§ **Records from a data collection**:
________
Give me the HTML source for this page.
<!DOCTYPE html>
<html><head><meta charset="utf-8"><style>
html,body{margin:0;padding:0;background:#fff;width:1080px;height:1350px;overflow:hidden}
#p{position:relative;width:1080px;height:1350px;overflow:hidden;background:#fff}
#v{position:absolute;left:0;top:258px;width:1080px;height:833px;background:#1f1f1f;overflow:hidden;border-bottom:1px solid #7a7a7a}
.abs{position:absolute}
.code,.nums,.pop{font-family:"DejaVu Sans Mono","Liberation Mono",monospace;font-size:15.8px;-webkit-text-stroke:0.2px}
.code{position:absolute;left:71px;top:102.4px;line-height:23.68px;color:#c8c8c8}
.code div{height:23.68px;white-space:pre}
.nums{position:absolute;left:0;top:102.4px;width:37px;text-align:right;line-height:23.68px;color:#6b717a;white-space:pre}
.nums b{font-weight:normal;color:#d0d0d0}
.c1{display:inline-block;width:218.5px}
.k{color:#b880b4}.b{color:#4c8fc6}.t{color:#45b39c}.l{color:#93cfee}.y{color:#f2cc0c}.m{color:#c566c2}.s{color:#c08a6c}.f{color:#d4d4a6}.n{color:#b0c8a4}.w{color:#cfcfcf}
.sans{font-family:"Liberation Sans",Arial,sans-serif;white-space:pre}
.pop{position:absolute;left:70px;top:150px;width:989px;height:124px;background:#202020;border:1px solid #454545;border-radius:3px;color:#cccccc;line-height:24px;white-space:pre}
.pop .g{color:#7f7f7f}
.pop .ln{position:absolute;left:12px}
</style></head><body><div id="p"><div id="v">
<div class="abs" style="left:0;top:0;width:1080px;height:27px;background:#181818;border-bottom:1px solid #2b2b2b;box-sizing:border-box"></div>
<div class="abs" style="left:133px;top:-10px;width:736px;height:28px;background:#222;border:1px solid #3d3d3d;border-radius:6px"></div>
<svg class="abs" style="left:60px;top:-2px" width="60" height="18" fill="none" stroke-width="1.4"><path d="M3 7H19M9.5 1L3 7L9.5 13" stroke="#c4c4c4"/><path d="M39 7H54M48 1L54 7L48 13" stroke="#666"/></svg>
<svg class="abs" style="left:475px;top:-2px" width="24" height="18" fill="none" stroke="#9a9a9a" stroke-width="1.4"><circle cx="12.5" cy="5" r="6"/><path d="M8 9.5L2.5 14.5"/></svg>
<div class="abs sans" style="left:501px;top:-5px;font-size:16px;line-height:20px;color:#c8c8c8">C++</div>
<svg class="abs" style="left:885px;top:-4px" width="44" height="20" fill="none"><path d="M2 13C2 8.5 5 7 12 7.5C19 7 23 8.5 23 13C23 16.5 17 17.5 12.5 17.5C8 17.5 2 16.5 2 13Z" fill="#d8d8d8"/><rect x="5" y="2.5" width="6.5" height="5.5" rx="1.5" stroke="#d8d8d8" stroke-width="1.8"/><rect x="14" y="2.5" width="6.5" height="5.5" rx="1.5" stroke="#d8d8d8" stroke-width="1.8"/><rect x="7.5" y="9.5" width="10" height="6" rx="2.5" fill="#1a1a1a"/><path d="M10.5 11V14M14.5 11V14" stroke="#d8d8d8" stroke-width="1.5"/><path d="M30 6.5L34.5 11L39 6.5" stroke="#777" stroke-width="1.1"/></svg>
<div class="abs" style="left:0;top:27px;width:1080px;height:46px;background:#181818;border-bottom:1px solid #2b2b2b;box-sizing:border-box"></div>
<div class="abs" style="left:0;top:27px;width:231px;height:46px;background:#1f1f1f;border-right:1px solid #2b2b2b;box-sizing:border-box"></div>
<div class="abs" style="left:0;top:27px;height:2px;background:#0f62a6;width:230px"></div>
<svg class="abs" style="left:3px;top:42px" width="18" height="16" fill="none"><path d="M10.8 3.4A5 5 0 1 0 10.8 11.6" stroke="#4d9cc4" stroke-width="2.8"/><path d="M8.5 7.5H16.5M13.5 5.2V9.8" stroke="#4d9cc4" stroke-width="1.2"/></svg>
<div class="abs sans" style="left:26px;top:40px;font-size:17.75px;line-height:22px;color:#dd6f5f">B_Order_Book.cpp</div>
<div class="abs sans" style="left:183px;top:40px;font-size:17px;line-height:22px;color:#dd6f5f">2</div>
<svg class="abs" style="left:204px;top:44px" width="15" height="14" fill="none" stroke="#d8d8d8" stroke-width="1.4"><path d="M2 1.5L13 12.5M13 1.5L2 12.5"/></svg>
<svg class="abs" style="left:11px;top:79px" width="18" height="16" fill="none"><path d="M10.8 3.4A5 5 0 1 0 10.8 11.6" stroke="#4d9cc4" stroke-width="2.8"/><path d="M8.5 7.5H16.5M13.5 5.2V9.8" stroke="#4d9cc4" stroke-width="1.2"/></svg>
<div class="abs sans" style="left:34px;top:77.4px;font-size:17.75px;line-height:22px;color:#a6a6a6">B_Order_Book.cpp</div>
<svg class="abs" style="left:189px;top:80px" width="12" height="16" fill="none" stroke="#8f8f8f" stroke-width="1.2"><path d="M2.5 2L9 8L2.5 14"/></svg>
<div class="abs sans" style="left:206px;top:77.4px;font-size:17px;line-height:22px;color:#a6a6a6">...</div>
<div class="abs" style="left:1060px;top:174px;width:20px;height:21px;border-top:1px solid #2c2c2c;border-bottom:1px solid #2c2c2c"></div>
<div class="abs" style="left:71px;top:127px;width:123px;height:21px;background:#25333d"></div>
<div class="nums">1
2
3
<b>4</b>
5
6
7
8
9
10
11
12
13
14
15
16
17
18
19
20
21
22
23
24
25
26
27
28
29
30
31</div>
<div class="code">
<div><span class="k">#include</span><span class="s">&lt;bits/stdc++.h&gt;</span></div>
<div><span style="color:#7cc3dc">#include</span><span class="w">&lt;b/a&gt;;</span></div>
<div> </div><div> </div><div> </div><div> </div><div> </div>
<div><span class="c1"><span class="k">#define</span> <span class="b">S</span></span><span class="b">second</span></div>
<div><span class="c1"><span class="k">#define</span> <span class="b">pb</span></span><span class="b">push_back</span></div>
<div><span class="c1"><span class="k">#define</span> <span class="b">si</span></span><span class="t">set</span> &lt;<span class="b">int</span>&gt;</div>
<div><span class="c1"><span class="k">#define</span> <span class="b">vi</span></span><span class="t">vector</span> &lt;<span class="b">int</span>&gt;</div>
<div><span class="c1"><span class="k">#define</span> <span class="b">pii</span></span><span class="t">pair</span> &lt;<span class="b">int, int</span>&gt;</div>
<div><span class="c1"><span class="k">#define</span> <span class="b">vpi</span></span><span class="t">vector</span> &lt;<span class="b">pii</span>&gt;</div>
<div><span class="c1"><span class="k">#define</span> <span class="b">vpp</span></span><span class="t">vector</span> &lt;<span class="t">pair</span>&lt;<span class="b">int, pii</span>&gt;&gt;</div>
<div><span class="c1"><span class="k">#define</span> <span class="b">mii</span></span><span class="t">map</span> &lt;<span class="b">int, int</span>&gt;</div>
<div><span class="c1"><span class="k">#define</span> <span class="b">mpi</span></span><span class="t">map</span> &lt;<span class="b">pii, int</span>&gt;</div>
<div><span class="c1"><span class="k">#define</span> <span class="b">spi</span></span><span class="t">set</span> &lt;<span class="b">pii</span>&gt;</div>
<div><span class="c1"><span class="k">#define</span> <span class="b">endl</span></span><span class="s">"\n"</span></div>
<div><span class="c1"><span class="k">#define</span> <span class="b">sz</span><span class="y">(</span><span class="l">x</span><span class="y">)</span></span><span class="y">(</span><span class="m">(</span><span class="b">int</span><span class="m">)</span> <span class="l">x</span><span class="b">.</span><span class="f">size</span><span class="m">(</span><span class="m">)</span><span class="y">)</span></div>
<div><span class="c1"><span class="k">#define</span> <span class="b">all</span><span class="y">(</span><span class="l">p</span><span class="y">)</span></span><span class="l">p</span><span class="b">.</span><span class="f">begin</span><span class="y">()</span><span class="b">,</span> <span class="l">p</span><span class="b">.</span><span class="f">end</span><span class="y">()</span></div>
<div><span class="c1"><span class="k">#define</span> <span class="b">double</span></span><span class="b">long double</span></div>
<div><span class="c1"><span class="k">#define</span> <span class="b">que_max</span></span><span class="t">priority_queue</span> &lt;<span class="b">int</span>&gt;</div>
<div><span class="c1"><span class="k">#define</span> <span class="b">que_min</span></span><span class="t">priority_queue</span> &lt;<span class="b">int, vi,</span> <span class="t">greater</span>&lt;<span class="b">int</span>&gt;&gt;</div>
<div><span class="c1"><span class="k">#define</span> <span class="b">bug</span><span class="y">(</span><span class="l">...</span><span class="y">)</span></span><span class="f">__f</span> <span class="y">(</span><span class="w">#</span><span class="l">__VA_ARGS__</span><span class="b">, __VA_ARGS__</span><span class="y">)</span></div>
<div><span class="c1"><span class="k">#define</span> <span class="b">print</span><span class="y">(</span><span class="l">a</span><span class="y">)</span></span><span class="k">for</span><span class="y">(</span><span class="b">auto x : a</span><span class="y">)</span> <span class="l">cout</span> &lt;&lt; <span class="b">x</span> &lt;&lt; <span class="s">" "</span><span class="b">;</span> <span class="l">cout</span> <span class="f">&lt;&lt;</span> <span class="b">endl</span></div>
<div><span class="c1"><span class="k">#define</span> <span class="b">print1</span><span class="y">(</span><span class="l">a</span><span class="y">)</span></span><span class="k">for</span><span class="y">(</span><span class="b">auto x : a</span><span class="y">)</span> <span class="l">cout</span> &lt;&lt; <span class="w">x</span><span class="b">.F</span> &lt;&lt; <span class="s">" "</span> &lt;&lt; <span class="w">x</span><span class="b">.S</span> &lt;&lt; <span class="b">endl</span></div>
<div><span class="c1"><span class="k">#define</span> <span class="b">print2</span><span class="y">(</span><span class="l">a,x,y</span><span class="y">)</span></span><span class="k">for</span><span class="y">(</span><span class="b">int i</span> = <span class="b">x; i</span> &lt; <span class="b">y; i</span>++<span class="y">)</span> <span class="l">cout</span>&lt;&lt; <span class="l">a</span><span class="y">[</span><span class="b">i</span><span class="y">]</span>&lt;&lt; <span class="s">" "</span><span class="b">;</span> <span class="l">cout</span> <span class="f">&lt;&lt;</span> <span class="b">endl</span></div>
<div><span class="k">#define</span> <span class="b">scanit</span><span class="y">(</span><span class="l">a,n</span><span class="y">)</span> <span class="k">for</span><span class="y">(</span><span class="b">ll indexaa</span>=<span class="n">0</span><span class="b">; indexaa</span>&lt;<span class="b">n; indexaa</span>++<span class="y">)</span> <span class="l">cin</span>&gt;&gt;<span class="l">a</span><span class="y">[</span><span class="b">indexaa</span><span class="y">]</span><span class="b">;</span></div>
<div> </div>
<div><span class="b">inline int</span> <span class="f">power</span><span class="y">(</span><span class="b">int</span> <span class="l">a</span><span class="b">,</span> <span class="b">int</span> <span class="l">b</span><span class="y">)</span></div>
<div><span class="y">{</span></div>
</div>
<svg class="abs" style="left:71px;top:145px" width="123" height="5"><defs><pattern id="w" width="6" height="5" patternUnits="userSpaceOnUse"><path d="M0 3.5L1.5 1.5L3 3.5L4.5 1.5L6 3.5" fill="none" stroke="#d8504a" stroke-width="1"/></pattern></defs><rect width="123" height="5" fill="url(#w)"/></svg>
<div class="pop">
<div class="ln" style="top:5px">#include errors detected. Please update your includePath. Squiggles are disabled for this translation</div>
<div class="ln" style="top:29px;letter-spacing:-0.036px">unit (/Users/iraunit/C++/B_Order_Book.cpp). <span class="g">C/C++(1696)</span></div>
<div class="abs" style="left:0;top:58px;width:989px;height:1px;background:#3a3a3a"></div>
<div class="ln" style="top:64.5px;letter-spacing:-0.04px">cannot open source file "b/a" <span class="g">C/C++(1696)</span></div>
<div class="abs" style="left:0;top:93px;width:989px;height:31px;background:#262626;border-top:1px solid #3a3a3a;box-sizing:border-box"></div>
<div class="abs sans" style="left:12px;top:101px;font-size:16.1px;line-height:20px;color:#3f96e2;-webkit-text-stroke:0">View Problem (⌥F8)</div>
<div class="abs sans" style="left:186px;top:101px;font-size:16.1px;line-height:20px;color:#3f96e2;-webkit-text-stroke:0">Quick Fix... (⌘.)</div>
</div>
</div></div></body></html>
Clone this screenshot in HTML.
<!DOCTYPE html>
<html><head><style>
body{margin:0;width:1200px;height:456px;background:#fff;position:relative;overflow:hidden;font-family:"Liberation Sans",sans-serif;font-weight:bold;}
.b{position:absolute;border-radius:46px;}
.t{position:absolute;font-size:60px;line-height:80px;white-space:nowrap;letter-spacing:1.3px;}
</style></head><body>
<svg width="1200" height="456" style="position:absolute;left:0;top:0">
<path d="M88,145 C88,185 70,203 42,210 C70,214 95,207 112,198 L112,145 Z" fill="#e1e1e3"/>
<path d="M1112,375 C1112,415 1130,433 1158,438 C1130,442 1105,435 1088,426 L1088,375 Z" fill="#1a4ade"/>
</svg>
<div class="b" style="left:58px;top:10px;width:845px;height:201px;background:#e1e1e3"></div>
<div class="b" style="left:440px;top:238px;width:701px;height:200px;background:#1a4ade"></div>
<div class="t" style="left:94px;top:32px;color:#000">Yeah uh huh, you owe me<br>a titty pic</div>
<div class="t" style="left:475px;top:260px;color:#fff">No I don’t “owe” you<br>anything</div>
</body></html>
________
§ **Challenge**: Quote the lines of the listing above that run from the line with "Clone this screenshot in HTML." through its last line, both included, and nothing else.

§ **Answer to this exercise**:
Clone this screenshot in HTML.
<!DOCTYPE html>
<html><head><style>
body{margin:0;width:1200px;height:456px;background:#fff;position:relative;overflow:hidden;font-family:"Liberation Sans",sans-serif;font-weight:bold;}
.b{position:absolute;border-radius:46px;}
.t{position:absolute;font-size:60px;line-height:80px;white-space:nowrap;letter-spacing:1.3px;}
</style></head><body>
<svg width="1200" height="456" style="position:absolute;left:0;top:0">
<path d="M88,145 C88,185 70,203 42,210 C70,214 95,207 112,198 L112,145 Z" fill="#e1e1e3"/>
<path d="M1112,375 C1112,415 1130,433 1158,438 C1130,442 1105,435 1088,426 L1088,375 Z" fill="#1a4ade"/>
</svg>
<div class="b" style="left:58px;top:10px;width:845px;height:201px;background:#e1e1e3"></div>
<div class="b" style="left:440px;top:238px;width:701px;height:200px;background:#1a4ade"></div>
<div class="t" style="left:94px;top:32px;color:#000">Yeah uh huh, you owe me<br>a titty pic</div>
<div class="t" style="left:475px;top:260px;color:#fff">No I don’t “owe” you<br>anything</div>
</body></html>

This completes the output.